The document technology and services company posted adjusted earnings per share of $0.36, missing the consensus estimate of $0.67. Revenue came in at $1.61 billion, below analysts' expectations of $1.69 billion and down 8.6% year-over-year.
Despite the earnings miss, Xerox outlined a positive forecast for 2025. The company expects low single-digit revenue growth in constant currency and an adjusted operating margin of at least 5.0%. Free cash flow is projected to be between $350 million and $400 million.
"2024 was a critical year as we implemented a new operating model and structural process improvements to position Xerox for long-term, sustainable growth," said Steve Bandrowczak, CEO of Xerox. "We continue to see steady progress in our Reinvention, reflecting the resilience of our team and initiatives taken to-date."
The company's equipment sales declined 14.2% YoY to $393 million in Q4, while post-sale revenue fell 6.7% to $1.2 billion. Xerox attributed part of the decline to the release of backlog in the prior year and other Reinvention actions.

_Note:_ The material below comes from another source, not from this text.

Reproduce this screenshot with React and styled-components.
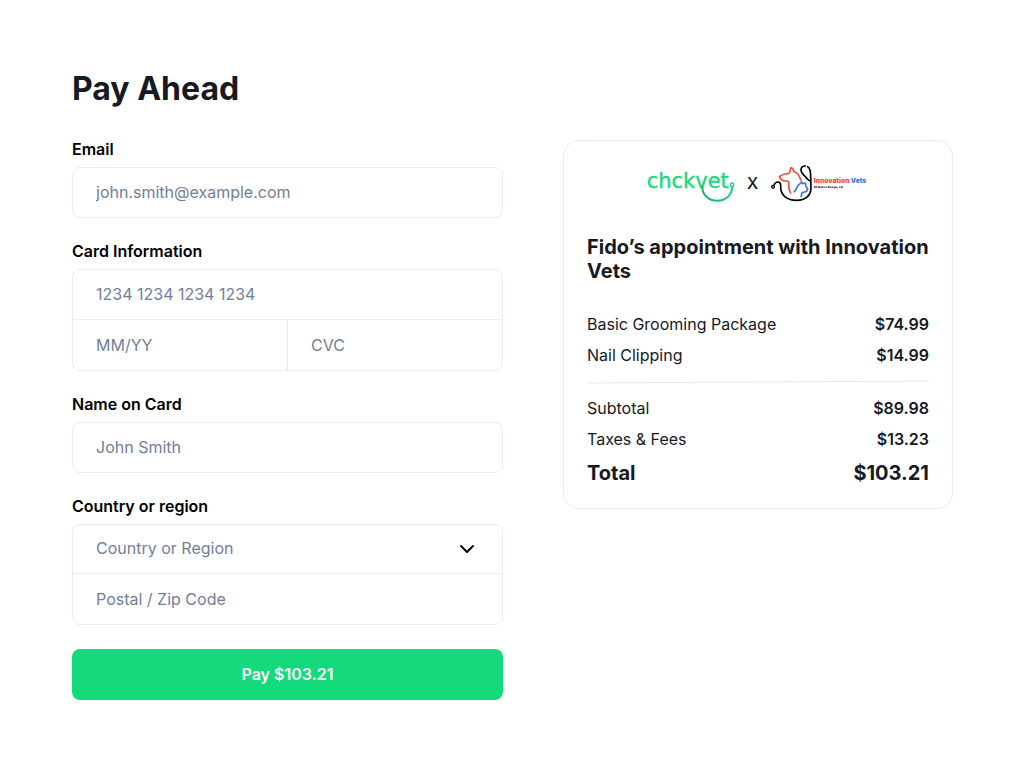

Adjusted operating income increased to $104 million from $96 million in the year-ago quarter, with the adjusted operating margin improving to 6.4% from 5.4%.
Xerox's 2025 guidance does not include any impacts from its pending acquisition of Lexmark, which is expected to close in the second half of the year. The company views this acquisition, along with the recently closed ITsavvy deal, as key to improving core operations and accelerating its medium-term goals.